Three Modes of Gameplay
Invisible Sun is a game played on three different levels, or modes, depending on the situation. Each has its use to address certain types of narrative in the game, and each solves certain types of issues that can arise.
Action Mode: The first mode, called the Action Mode, is the one with the greatest focus on detail—it’s where everyone is sitting around a table (real or virtual) and the action is being tracked round by round so that every player gets a turn before anyone gets a second turn. This could be a fight, a chase, or a tense moment of negotiation. Most roleplayers are very familiar with this mode.
Narrative Mode: The second mode, the Narrative Mode, is also familiar. While no one is tracking things carefully in rounds or strictly managing turns, everyone’s probably still at the table and the GM is managing the actions and outcomes. The game might use this mode to handle travel, investigating an interesting area, resting, commerce, or casually negotiating with NPCs. There are still die rolls to be made, points to be spent, and so on, but probably not with the frequency of Action Mode.
The first two modes go hand in hand, with play naturally moving from one to another. The group might travel to an enemy sorcerer’s citadel using Narrative Mode, and then switch to Action Mode as they enter the citadel and deal with her magical wards and strange guardians.
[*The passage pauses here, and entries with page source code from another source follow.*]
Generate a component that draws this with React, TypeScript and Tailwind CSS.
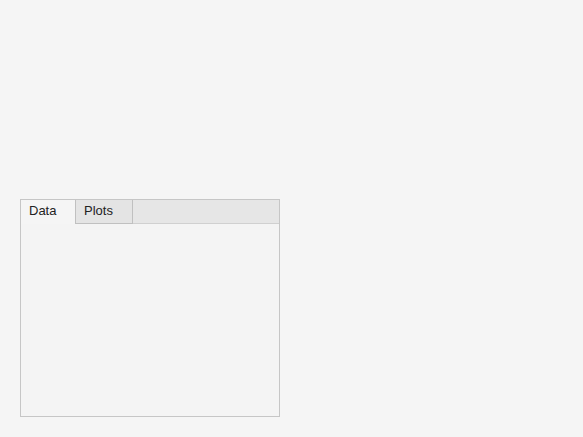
export default function App() {
  return (
    <div className="min-h-[437px] w-full bg-[#f5f5f5] pl-[20px] pt-[199px]" style={{ fontFamily: '"Liberation Sans", Arial, sans-serif' }}>
      <div className="flex h-[218px] w-[260px] flex-col border border-[#c6c6c6] bg-[#f4f4f4]">
        <div className="flex h-[24px] bg-[#e6e6e6]">
          <div className="flex h-[24px] w-[54px] items-center bg-[#f5f5f5] pb-[2px] pl-[8px] text-[13px] text-[#222]">Data</div>
          <div className="flex h-[24px] w-[58px] items-center border-b border-l border-r border-[#c0c0c0] bg-[#e4e4e4] pb-[1px] pl-[8px] text-[13px] text-[#222]">Plots</div>
          <div className="h-[24px] flex-1 border-b border-[#d0d0d0]"></div>
        </div>
        <div className="flex-1"></div>
      </div>
    </div>
  );
}
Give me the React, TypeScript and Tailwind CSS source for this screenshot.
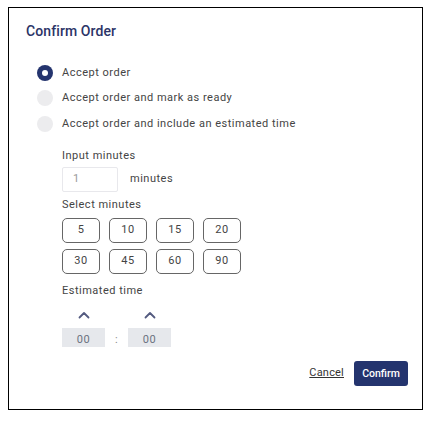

Both modes can be thought of as “table play,” because they take place, obviously, with everyone gathered at the game table.
Development Mode: The third mode of play is a bit different. It’s called Development Mode. It doesn’t take place at the game table, but away from it. It can involve one player or many. It can involve the GM, or it might not.
Development Mode usually just involves a single turn of a Sooth card. You don’t use dice in Development Mode. Even character sheets probably aren’t really necessary much of the time. This mode might involve the player(s) sitting down with the GM, or it might be handled through texts sent back and forth, perhaps using the feature in the Invisible Sun app designed exactly for that. The app also makes it possible for the GM to turn a card and send it to the player(s), indicating how any interpretation inspired by the card influences the outcomes of their proposed actions.
In Development Mode, one or more players decide to take an action that can be resolved away from the table. They might elect to talk to the magistrate and see if they can get permission to enter one of the forbidden areas of the city of Satyrine. They might spend time asking around about the Devouring Circle and where it can be found. Or (if multiple players are involved) they might simply talk among themselves to determine their next course of action as a group. These are referred to as side scenes. There’s even a sort of side scene that details events that happened in the past, but which might impact events in the present or even the future. These appropriately titled flashbacks are always interesting because they allow a nonlinear narrative. A flashback doesn’t have to take place in the distant past. It might be a flashback regarding how two characters spent the previous day getting ready for the events in the most recent session of table play by spying on their opponents and gaining valuable information.
You can watch this gameplay video to see how a sidescene—specifically a flashback—might be handled.
Development Mode offers all manner of new play opportunities. Players can play the game between full table sessions if they want. A player can use Development Mode as it fits into their personal schedule. Even if they can’t make it to the regular session, they can still move their character’s story forward. If one or two players can’t make it to a scheduled session, the group can still play using Development Mode, focusing on side issues rather than the main narrative. Players can play even if the GM isn’t available. A side scene could involve the entire group taking an action that they discuss in person and then communicate through text to the GM. The GM can send them a Sooth card through the app, and then, whenever she’s able, respond to the players’ actions and intentions through a text of her own.
Last, note that it’s possible for a side scene in Development Mode to become significant enough that it expands into one of the other two modes at the table. In other words, an entire session or multiple sessions might take place in the past, using the same general guidelines as if it were a side scene.